What I enjoyed most was the diversity of perspectives- all the authors came at the problem from different angles.

The panel was made up of Rosa Rankin-Gee, award winning author of two novels (one set in a near-future, dystopic Margate), multi-award winning Guyanese/British writer Maggie Harris and sustainability veteran Georgina Wilson-Powell.

Not to be outdone, host Jessica Taggart Rose is also an established writer, having been published in a range of magazines as well as being a founding member of Poets for the Planet.

So, what in particular was discussed?

Dreamland by Ramsgate author Rosa Rankin-Gee

Rosa spoke much about her book “Dreamland”, a delight for devourers of dystopic teen novels. Part of the appeal, of course, is just how easily the topic could be related to event-goers.
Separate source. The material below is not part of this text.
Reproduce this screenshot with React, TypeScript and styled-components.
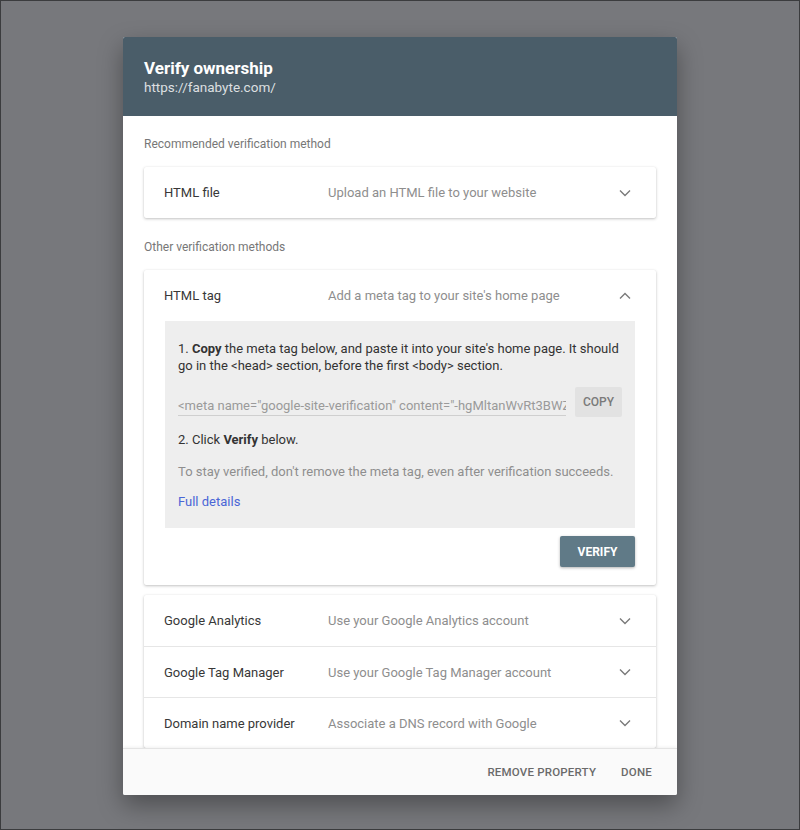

In particular, Rosa spoke about why she chose Margate as the setting. She suggested Margate is a town of extremes- it’s known for its rides and coast and holidaymaking, but it’s also known for its poverty and has a coastline that may well be underwater in the near future.

As well as the rest of the panel, Rosa suggested that it’s impossible to not talk about climate change in contemporary writing given the scale and prevalence of it. Rosa was one of the more politically-minded of the panel, which was on-theme with her Margate-based book.


Maggie, the poet of the panel, spoke about Guyana and its environmental heritage and problems. She pointed out  Guyana has one of the last pristine rainforests in the world, which is under increasing threat from the recent discovery of oil there.

One particular point she made was about how life in Guyana has changed over time, especially over environmental awareness. She suggested that her education was all about going to church, with very little time for environmental learning.

Georgina Wilson-Powell said  her work was all about creating something fun but impactful. She suggested that non-fiction can be a really useful tool to ground people and help them to find some sense in an age of dis- and misinformation. She emphasised that people need to do more if they can.

One specific underlying theme was the importance of hope and importance of calling people to action.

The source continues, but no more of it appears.